GOAL » Copy out all the lines where "with" shows up.

(Raw records)

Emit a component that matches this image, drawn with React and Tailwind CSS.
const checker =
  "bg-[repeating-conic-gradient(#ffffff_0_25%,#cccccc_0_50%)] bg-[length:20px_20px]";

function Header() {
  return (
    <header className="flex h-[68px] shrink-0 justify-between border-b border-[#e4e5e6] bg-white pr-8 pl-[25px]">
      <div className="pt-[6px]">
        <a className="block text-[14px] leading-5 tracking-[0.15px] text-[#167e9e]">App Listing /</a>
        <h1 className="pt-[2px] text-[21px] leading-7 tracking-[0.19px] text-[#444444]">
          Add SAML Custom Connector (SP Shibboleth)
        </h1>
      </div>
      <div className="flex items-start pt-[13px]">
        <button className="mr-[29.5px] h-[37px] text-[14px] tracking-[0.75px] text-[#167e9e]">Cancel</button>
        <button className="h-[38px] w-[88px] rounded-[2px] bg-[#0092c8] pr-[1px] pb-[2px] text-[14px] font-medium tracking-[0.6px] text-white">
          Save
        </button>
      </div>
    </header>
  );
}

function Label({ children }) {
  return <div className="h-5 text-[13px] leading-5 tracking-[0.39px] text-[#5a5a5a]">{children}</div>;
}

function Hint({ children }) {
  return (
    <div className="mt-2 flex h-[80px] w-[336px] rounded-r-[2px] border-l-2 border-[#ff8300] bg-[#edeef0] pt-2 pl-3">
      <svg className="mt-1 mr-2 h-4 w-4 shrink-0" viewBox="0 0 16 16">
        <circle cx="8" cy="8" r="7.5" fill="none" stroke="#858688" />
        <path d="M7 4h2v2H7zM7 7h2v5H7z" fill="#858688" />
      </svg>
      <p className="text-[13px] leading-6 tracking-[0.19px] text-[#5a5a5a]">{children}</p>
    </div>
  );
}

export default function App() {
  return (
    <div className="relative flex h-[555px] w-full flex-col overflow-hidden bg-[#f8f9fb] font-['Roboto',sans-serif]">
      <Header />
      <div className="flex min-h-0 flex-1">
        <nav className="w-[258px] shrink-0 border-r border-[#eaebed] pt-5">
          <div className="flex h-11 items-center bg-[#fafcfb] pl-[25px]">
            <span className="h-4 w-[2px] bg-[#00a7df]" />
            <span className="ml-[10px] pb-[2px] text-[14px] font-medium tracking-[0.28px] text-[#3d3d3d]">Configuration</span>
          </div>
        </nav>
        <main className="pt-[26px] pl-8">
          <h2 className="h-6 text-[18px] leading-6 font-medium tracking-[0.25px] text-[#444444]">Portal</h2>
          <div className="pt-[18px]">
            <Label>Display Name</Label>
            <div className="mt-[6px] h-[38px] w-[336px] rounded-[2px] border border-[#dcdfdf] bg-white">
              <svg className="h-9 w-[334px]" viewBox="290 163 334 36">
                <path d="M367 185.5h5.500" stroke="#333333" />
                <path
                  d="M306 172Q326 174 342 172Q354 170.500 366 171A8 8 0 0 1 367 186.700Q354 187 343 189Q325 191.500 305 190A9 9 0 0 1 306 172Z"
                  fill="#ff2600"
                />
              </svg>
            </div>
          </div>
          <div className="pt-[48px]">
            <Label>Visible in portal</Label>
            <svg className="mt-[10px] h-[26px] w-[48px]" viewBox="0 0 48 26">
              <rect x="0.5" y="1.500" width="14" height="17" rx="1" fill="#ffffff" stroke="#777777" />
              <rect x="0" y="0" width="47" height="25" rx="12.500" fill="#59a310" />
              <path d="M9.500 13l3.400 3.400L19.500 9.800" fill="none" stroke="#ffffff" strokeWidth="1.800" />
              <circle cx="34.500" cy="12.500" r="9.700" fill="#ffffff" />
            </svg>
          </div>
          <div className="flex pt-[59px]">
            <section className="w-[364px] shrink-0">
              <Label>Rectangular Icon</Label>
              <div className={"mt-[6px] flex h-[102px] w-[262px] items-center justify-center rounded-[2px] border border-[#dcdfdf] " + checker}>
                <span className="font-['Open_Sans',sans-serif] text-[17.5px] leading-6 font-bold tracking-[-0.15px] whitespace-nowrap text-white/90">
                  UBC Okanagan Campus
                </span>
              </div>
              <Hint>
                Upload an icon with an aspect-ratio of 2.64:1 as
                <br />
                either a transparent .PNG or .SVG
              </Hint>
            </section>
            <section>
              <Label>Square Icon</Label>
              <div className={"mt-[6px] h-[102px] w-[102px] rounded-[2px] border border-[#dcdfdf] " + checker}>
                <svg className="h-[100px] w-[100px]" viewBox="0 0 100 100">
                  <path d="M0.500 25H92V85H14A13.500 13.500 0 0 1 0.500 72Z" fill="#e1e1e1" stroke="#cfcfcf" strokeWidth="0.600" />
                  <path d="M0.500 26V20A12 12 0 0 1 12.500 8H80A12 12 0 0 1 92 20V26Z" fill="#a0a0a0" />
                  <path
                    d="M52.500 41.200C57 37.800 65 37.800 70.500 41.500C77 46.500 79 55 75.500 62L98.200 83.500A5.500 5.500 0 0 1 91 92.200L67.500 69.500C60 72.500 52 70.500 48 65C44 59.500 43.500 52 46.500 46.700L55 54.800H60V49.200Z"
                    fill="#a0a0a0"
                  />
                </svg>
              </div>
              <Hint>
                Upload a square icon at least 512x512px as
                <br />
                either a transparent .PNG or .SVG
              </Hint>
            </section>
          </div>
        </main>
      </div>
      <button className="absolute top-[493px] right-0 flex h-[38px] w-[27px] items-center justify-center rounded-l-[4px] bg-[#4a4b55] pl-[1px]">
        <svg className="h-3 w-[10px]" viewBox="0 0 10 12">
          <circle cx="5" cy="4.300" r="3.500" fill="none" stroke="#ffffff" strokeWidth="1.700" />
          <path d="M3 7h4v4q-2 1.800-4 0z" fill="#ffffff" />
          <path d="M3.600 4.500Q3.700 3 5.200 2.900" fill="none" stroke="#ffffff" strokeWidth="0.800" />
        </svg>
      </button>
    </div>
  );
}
* * *
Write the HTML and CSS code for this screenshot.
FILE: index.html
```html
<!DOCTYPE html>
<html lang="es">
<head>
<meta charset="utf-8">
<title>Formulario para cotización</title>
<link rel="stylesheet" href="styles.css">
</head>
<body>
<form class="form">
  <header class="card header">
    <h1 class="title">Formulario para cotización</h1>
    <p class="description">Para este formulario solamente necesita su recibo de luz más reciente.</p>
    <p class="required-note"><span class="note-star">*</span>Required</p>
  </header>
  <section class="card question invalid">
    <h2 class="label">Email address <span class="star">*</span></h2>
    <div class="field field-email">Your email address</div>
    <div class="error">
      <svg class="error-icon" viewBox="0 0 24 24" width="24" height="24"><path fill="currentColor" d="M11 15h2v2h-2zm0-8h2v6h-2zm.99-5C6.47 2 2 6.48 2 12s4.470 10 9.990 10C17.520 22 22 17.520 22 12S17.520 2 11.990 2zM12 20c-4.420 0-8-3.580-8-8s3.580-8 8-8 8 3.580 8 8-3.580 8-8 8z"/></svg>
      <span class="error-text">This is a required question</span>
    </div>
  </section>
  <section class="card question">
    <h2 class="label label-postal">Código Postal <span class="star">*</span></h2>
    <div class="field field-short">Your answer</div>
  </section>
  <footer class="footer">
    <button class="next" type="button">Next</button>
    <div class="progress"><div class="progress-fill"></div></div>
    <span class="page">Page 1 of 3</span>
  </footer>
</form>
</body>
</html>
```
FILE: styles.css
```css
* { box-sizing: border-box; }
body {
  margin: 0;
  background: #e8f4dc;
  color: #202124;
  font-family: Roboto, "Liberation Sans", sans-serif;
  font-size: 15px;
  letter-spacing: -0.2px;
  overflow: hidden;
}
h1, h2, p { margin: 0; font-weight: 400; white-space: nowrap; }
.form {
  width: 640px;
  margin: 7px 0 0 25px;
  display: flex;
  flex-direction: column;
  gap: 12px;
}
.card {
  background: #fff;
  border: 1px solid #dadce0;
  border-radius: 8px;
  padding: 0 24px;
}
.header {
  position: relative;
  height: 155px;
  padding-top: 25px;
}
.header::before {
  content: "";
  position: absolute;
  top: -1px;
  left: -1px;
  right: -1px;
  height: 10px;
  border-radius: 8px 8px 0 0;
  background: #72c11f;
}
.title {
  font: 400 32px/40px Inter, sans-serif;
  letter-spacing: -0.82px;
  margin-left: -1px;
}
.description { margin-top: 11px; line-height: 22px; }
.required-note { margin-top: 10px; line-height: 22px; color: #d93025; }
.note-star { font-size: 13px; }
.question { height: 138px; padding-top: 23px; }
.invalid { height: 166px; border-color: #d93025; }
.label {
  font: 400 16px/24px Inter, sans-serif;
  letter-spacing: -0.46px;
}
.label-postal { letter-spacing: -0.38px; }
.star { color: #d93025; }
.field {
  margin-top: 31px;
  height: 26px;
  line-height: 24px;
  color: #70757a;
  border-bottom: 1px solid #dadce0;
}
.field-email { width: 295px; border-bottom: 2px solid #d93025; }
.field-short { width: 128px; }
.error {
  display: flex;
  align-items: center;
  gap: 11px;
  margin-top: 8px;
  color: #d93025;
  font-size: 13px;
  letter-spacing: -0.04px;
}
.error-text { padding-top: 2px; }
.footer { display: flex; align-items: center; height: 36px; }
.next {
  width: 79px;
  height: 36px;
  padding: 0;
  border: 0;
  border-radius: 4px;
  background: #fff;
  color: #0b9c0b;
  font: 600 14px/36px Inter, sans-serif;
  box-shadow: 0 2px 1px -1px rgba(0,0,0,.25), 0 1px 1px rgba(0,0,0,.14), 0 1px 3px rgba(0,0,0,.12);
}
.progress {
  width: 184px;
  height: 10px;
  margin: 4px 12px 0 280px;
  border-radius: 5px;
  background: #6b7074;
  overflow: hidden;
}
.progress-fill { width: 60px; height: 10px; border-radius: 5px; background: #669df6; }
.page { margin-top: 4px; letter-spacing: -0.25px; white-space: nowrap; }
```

WORKED ANSWER »
Emit a component that matches this image, drawn with React and Tailwind CSS.
                Upload an icon with an aspect-ratio of 2.64:1 as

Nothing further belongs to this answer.